- Directed by: Jack Bernhard
- Written by: Jerome Epstein Michael Arlen Don Martin
- Produced by: Don Martin George Moskov
- Starring: John Calvert Albert Dekker Myrna Dell Ben Welden
- Cinematography: Paul Ivano
- Edited by: Asa Boyd Clark
- Music by: Karl Hajos
- Production company: Falcon Pictures Corporation
- Distributed by: Film Classics
- Release date: April 15, 1949;
- Running time: 62 minutes
- Country: United States
- Language: English

= Search for Danger =

1949 film by Jack Bernhard

Search for Danger is a 1949 American crime film directed by Jack Bernhard and starring John Calvert, Albert Dekker and Myrna Dell. The film was the last of three made by the low-budget Film Classics company featuring Calvert as The Falcon who had previously been played by George Sanders and Tom Conway for RKO. The film's art direction was by Boris Leven.

==Plot==
Mike Waring, a private detective in Los Angeles whose nickname is "The Falcon," is on a case. He follows a man named Andrews to a hotel, then reports back to his clients, club owners Kirk and Gregory, where the man, their business partner, can be found.

They pay Waring a $500 fee, whereupon Wilma Rogers, who works at the club and likes Andrews, expresses her displeasure with Waring for informing on him. She also tips off Andrews that his partners are coming. Kirk and Gregory return, angry not only that they can't find Andrews or the $100,000 he embezzled, but that a hotel clerk, Perry, was under the impression that Waring left Andrews' room carrying what appeared to be a lot of money.

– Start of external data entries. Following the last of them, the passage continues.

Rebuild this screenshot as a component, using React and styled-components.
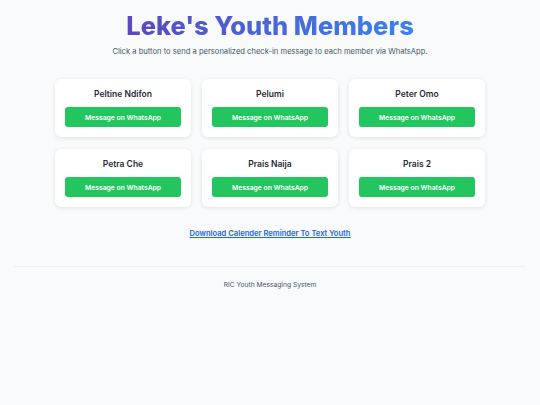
import React from 'react'
import styled, { createGlobalStyle } from 'styled-components'

const members = ['Peltine Ndifon', 'Pelumi', 'Peter Omo', 'Petra Che', 'Prais Naija', 'Prais 2']

function App() {
  return (
    <>
      <GlobalStyle />
      <Page>
        <Header>
          <Title>Leke's Youth Members</Title>
          <Subtitle>Click a button to send a personalized check-in message to each member via WhatsApp.</Subtitle>
        </Header>
        <Grid>
          {members.map(name => (
            <Card key={name}>
              <Name>{name}</Name>
              <WhatsAppButton>Message on WhatsApp</WhatsAppButton>
            </Card>
          ))}
        </Grid>
        <LinkRow>
          <DownloadLink href="#">Download Calender Reminder To Text Youth</DownloadLink>
        </LinkRow>
        <Footer>RIC Youth Messaging System</Footer>
      </Page>
    </>
  )
}

export default App

const GlobalStyle = createGlobalStyle`
  html, body {
    margin: 0;
    padding: 0;
    background: #f8fafc;
    font-family: Inter, "Liberation Sans", sans-serif;
  }
`

const Page = styled.div`
  min-height: 405px;
  padding: 0 14px;
`

const Header = styled.header`
  text-align: center;
  padding-top: 10px;
`

const Title = styled.h1`
  display: inline-block;
  margin: 0;
  font-size: 25.5px;
  line-height: 32px;
  font-weight: 800;
  background: linear-gradient(90deg, #5a48bf, #3b82f0);
  -webkit-background-clip: text;
  background-clip: text;
  color: transparent;
`

const Subtitle = styled.p`
  margin: 5px 0 0;
  font-size: 7.6px;
  line-height: 10px;
  color: #4b5563;
`

const Grid = styled.div`
  display: grid;
  grid-template-columns: repeat(3, 136px);
  gap: 12px 11px;
  justify-content: center;
  margin-top: 22px;
`

const Card = styled.div`
  background: #fff;
  border-radius: 6px;
  box-shadow: 0 1px 4px rgba(0, 0, 0, 0.1);
  padding: 10px 10px 10px;
  text-align: center;
`

const Name = styled.div`
  font-size: 8.5px;
  font-weight: 600;
  color: #1f2937;
  line-height: 11px;
  margin-bottom: 7px;
`

const WhatsAppButton = styled.button`
  display: block;
  width: 100%;
  height: 20px;
  border: none;
  border-radius: 3px;
  background: #22c55e;
  color: #fff;
  font-family: inherit;
  font-size: 6.8px;
  font-weight: 600;
  cursor: pointer;
`

const LinkRow = styled.div`
  text-align: center;
  margin-top: 18px;
  line-height: 10px;
`

const DownloadLink = styled.a`
  font-size: 7.6px;
  font-weight: 600;
  color: #2563eb;
  text-decoration: underline;
`

const Footer = styled.footer`
  margin-top: 27px;
  border-top: 1px solid #eceff3;
  padding-top: 14px;
  text-align: center;
  font-size: 6.7px;
  line-height: 9px;
  color: #4b5563;
`
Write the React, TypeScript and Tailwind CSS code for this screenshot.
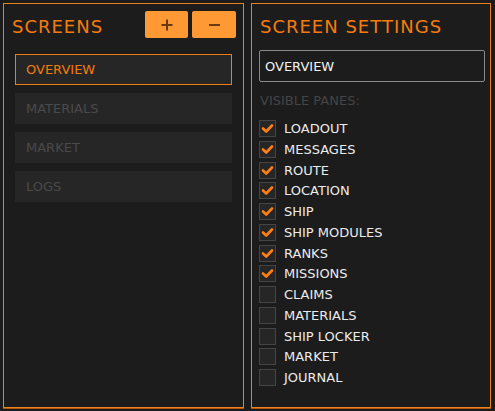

Waring believes the club owners are trying to frame him. Elaine Carson offers to help, but before long Waring becomes suspicious of her behavior, too. Waring eventually is able to locate the missing money, which he gives to a police lieutenant, Cooper, for safekeeping. Then he exposes the real culprit behind Andrews' murder and the theft, Perry, the clerk.

==Cast==
- John Calvert as Michael 'The Falcon' Waring
- Albert Dekker as Kirk
- Myrna Dell as Wilma Rogers
- Ben Welden as Gregory
- Douglas Fowley as The Inspector
- Michael Mark as Mr. Perry
- James Griffith as Lt. Cooper
- Ann Cornell as Elaine Carson
- Mauritz Hugo as Larry Andrews
- Peter Brocco as Morris Jason
- Peter Michael as Jailer
- Jack Daley as Drunk
- Billy Nelson as Gunman in Back Seat of Car

==Bibliography==
- Hardy, Phil. The BFI Companion to Crime. University of California Press, 1997.